An implant is an artificial replacement for a natural tooth root, made from titanium. Once fitted, if regularly maintained and cared for properly an implant can last a lifetime.
Am I suitable for implant treatment?
Before any implant treatment is carried out a full assessment will be carried out to see if you are suitable for implant treatment. Most people who have good general health are suitable for implants. Some medical conditions, smoking and a history of gum problems can reduce the chance of success of implant treatment. In some cases there is not sufficient jaw bone remaining after the teeth have been lost to place implants but techniques are available to restore this bone.
What does the treatment involve?
Assessment and treatment planning:
An initial assessment will be carried out and x-rays will be taken along with photographs and impressions for models to allow for treatment planning. A full discussion of all of the treatment alternative available will take place. A written treatment plan will be provided detailing the sequence of treatment and associated costs.

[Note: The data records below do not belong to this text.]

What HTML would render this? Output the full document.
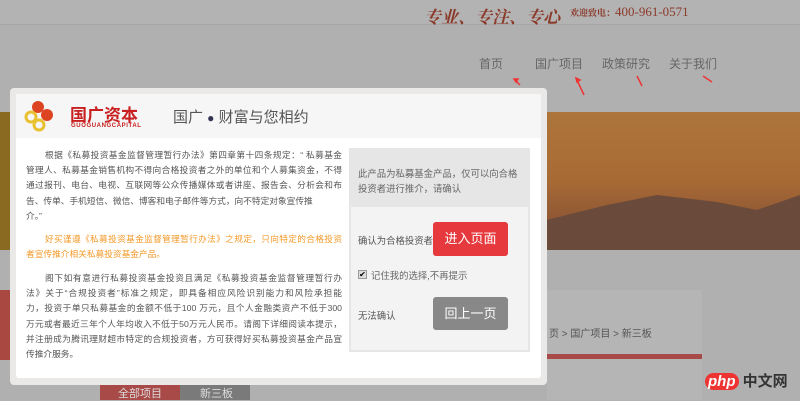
<!DOCTYPE html>
<html><head><meta charset="utf-8"><style>
*{margin:0;padding:0;box-sizing:border-box}
body{width:800px;height:400px;overflow:hidden;background:#b0b0b0;position:relative;font-family:"Liberation Sans","Noto Sans CJK SC",sans-serif;}
.a{position:absolute}
.p{position:absolute;left:26px;width:316px;font-size:8.7px;line-height:15.2px;color:#555}
.p div{white-space:nowrap;text-align:justify;text-align-last:justify;overflow:hidden;font-size:8.7px}
.p div.l{text-align-last:left}
.p div.i{padding-left:19px}
</style></head><body>
<div class="a" style="left:0;top:0;width:800px;height:25px;background:#b3b3b3;border-bottom:1px solid #a6a6a6"></div>
<div class="a" style="left:424px;top:3px;font-size:17px;color:#8b3a2a;font-family:'Noto Serif CJK SC',serif;font-style:italic;font-weight:bold">专业、专注、专心</div>
<div class="a" style="left:570px;top:4px;font-size:9px;color:#8b3a2a;font-family:'Noto Serif CJK SC',serif;font-weight:bold">欢迎致电：<span style="font-size:13px;font-family:'Liberation Serif',serif;font-weight:normal">400-961-0571</span></div>
<div class="a" style="top:55px;left:479px;font-size:12px;color:#666">首页</div>
<div class="a" style="top:55px;left:535px;font-size:12px;color:#666">国广项目</div>
<div class="a" style="top:55px;left:602px;font-size:12px;color:#666">政策研究</div>
<div class="a" style="top:55px;left:669px;font-size:12px;color:#666">关于我们</div>
<svg class="a" style="left:500px;top:70px" width="220" height="30"><g stroke="#e33" stroke-width="1.5" fill="#e33"><path d="M20 15 L14 9"/><path d="M14 9 l4 0 l-2 3z"/><path d="M84 25 L76 8"/><path d="M76 8 l4 2 l-3 2z"/><path d="M142 16 L137 6"/><path d="M212 12 L203 6"/></g></svg>
<div class="a" style="left:357px;top:112px;width:443px;height:137px;background:linear-gradient(#ad753a,#a86a35 50%,#7b4a35)"></div>
<svg class="a" style="left:547px;top:190px" width="253" height="60"><path d="M0 30 L60 15 L110 5 L170 12 L210 20 L253 5 L253 60 L0 60Z" fill="#6a4a3a"/></svg>
<div class="a" style="left:0;top:112px;width:12px;height:138px;background:#8a6a20"></div>
<div class="a" style="left:0;top:290px;width:12px;height:70px;background:#a84840"></div>
<div class="a" style="left:547px;top:290px;width:155px;height:110px;background:#b5b5b5"></div>
<div class="a" style="left:549px;top:325px;font-size:10px;color:#555">页 &gt; 国广项目 &gt; 新三板</div>
<div class="a" style="left:547px;top:354px;width:155px;height:5px;background:#a84a48"></div>
<div class="a" style="left:100px;top:385px;width:80px;height:15px;background:#a84a48;color:#ddd;font-size:11px;padding-left:18px">全部项目</div>
<div class="a" style="left:180px;top:385px;width:70px;height:15px;background:#7a7a7a;color:#ddd;font-size:11px;padding-left:20px">新三板</div>
<div class="a" style="left:705px;top:370px;font-size:15px;font-weight:bold;color:#333"><span style="background:#e33;color:#fff;border-radius:10px;padding:0 3px;font-style:italic">php</span> 中文网</div>

<div class="a" style="left:10px;top:88px;width:537px;height:297px;background:#ebe8e8;border-radius:4px"></div>
<div class="a" style="left:16px;top:94px;width:525px;height:284px;background:#fff;border-radius:3px"></div>
<div class="a" style="left:16px;top:94px;width:525px;height:44px;background:#f6f6f6"></div>
<svg class="a" style="left:22px;top:98px" width="36" height="36"><circle cx="16" cy="9" r="6" fill="#d42"/><circle cx="25" cy="17" r="6" fill="#d42"/><circle cx="9" cy="19" r="5" fill="none" stroke="#e8c030" stroke-width="3"/><circle cx="17" cy="27" r="5" fill="none" stroke="#e8c030" stroke-width="3"/></svg>
<div class="a" style="left:70px;top:101px;font-size:17px;font-weight:bold;color:#c82020">国广资本</div>
<div class="a" style="left:71px;top:123px;font-size:6px;font-weight:bold;color:#c82020;letter-spacing:0.6px">GUOGUANGCAPITAL</div>
<div class="a" style="left:173px;top:106px;font-size:15px;color:#555">国广 <span style="color:#335;font-size:12px">●</span> 财富与您相约</div>

<div class="p" style="top:148px">
<div class="i">根据《私募投资基金监督管理暂行办法》第四章第十四条规定：“ 私募基金</div>
<div>管理人、私募基金销售机构不得向合格投资者之外的单位和个人募集资金，不得</div>
<div>通过报刊、电台、电视、互联网等公众传播媒体或者讲座、报告会、分析会和布</div>
<div class="l">告、传单、手机短信、微信、博客和电子邮件等方式，向不特定对象宣传推</div>
<div class="l">介。”</div>
</div>
<div class="p" style="top:232px;color:#f39a2a">
<div class="i">好买谨遵《私募投资基金监督管理暂行办法》之规定，只向特定的合格投资</div>
<div class="l">者宣传推介相关私募投资基金产品。</div>
</div>
<div class="p" style="top:271px">
<div class="i">阁下如有意进行私募投资基金投资且满足《私募投资基金监督管理暂行办</div>
<div>法》关于“合规投资者”标准之规定，即具备相应风险识别能力和风险承担能</div>
<div>力，投资于单只私募基金的金额不低于100 万元，且个人金融类资产不低于300</div>
<div>万元或者最近三年个人年均收入不低于50万元人民币。请阁下详细阅读本提示，</div>
<div>并注册成为腾讯理财超市特定的合规投资者，方可获得好买私募投资基金产品宣</div>
<div class="l">传推介服务。</div>
</div>

<div class="a" style="left:349px;top:148px;width:181px;height:204px;background:#e6e6e6"></div>
<div class="a" style="left:351px;top:207px;width:177px;height:143px;background:#f3f3f3"></div>
<div class="a" style="left:358px;top:166px;width:168px;font-size:9.4px;line-height:15px;color:#666">此产品为私募基金产品，仅可以向合格投资者进行推介，请确认</div>
<div class="a" style="left:358px;top:233px;font-size:9.4px;color:#555">确认为合格投资者</div>
<div class="a" style="left:433px;top:222px;width:75px;height:34px;background:#e5393e;border-radius:3px;color:#fff;font-size:13px;text-align:center;line-height:34px">进入页面</div>
<div class="a" style="left:358px;top:270px;width:9px;height:9px;background:#ddd;border:1px solid #999;font-size:8px;line-height:8px;text-align:center">✔</div>
<div class="a" style="left:371px;top:268px;font-size:9.4px;color:#666">记住我的选择,不再提示</div>
<div class="a" style="left:358px;top:308px;font-size:9.4px;color:#555">无法确认</div>
<div class="a" style="left:433px;top:297px;width:75px;height:33px;background:#888;border-radius:3px;color:#fff;font-size:13px;text-align:center;line-height:33px">回上一页</div>
</body></html>
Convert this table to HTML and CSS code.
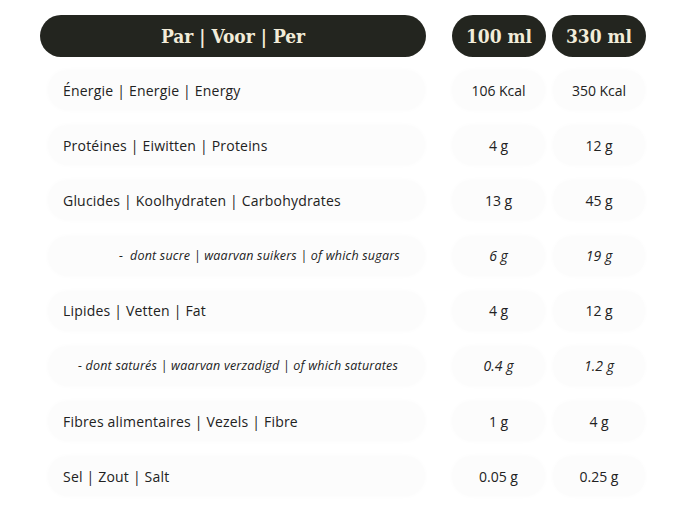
FILE: index.html
```html
<!DOCTYPE html>
<html>
<head>
<meta charset="utf-8">
<link rel="stylesheet" href="styles.css">
</head>
<body>
<div class="table">
  <div class="head">
    <div class="hcell hlabel">Par | Voor | Per</div>
    <div class="hcell hval">100 ml</div>
    <div class="hcell hval">330 ml</div>
  </div>
  <div class="row"><div class="label">Énergie | Energie | Energy</div><div class="val">106 Kcal</div><div class="val">350 Kcal</div></div>
  <div class="row"><div class="label">Protéines | Eiwitten | Proteins</div><div class="val">4 g</div><div class="val">12 g</div></div>
  <div class="row"><div class="label">Glucides | Koolhydraten | Carbohydrates</div><div class="val">13 g</div><div class="val">45 g</div></div>
  <div class="row sub"><div class="label sub1">-&nbsp; dont sucre | waarvan suikers | of which sugars</div><div class="val">6 g</div><div class="val">19 g</div></div>
  <div class="row"><div class="label">Lipides | Vetten | Fat</div><div class="val">4 g</div><div class="val">12 g</div></div>
  <div class="row sub"><div class="label sub2">- dont saturés | waarvan verzadigd | of which saturates</div><div class="val">0.4 g</div><div class="val">1.2 g</div></div>
  <div class="row"><div class="label">Fibres alimentaires | Vezels | Fibre</div><div class="val">1 g</div><div class="val">4 g</div></div>
  <div class="row"><div class="label">Sel | Zout | Salt</div><div class="val">0.05 g</div><div class="val">0.25 g</div></div>
</div>
</body>
</html>
```
FILE: styles.css
```css
html, body { background: #ffffff; }
body {
  margin: 0;
  padding: 15px 0 0 40px;
  font-family: "Open Sans", "Liberation Sans", sans-serif;
  color: #222;
}
.table { display: flex; flex-direction: column; width: 606px; }
.head { display: flex; height: 42px; margin-bottom: 13px; }
.hcell {
  background: #23251f;
  color: #f2ecd9;
  border-radius: 21px;
  display: flex;
  align-items: center;
  justify-content: center;
  font-family: "DejaVu Serif Condensed", "DejaVu Serif", serif;
  font-weight: bold;
  font-size: 19px;
}
.hlabel { width: 386px; }
.hval { width: 94px; margin-left: 26px; }
.hval + .hval { margin-left: 6px; }
.row { display: flex; height: 40px; margin-bottom: 15.2px; }
.label, .val {
  background: #fcfcfc;
  box-shadow: 0 0 4px 1px #fcfcfc;
  border-radius: 20px;
  display: flex;
  align-items: center;
  font-size: 14px;
  font-weight: 400;
}
.label { width: 362px; margin-left: 8px; padding-left: 15px; letter-spacing: 0.2px; }
.val { width: 93px; margin-left: 27px; justify-content: center; }
.val + .val { margin-left: 8px; width: 92px; }
.sub .label { font-style: italic; font-size: 12.5px; letter-spacing: 0.2px; }
.sub .val { font-style: italic; font-size: 14px; }
.sub1 { padding-left: 71px; width: 306px; }
.sub2 { padding-left: 30px; width: 347px; }
```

Implant placement is a relatively minor surgical procedure that is performed under sterile conditions in the dental surgery. The procedure is carried out under local anaesthetic and you will be given instructions on how to look after yourself after the procedure. As with any surgery there can be some swelling and discomfort for a few days but many patients are pleasantly surprised but how little discomfort they experience.
Implants can take from six weeks to six months to become permanently fused to the bone. During this integration period, temporary dentures or bridgework can be provided if needed. In some cases, temporary teeth can be fixed to the implants in a process called “immediate loading”.
The restorative phase:
A number of appointments will be needed to take measurements and impressions to make the definitive restorations to fit onto the implants. This can range from a single tooth to a fixed bridge or a removable overdenture that fits over the implants. The restorations are constructed by an experience technician who works closely with the dentist.
What happens if an implant doesn’t work?
The success rate for dental implants is around 95%, which compares very favourably with other forms of treatment. Occasionally an implant fails to fuse to the bone. The risk of this happening is greater if you smoke, have a history of gum disease of suffer from certain systemic diseases. If an implant fails it is often possible to remove the failed implant and place another implant.
Sometimes implants can fail many years after treatment due to a condition called peri-implantitis, which is similar to the gum disease that can develop around natural teeth. Meticulous cleaning around your implants, regular visits to the dentist and hygienist and avoidance of habits such as smoking reduce the risk of this happening.
Andrew Tierney has been placing and restoring Implants since 2001 and obtained a distinction in the Diploma in Implant Dentistry from the Eastman Dental Institute in London in 2011.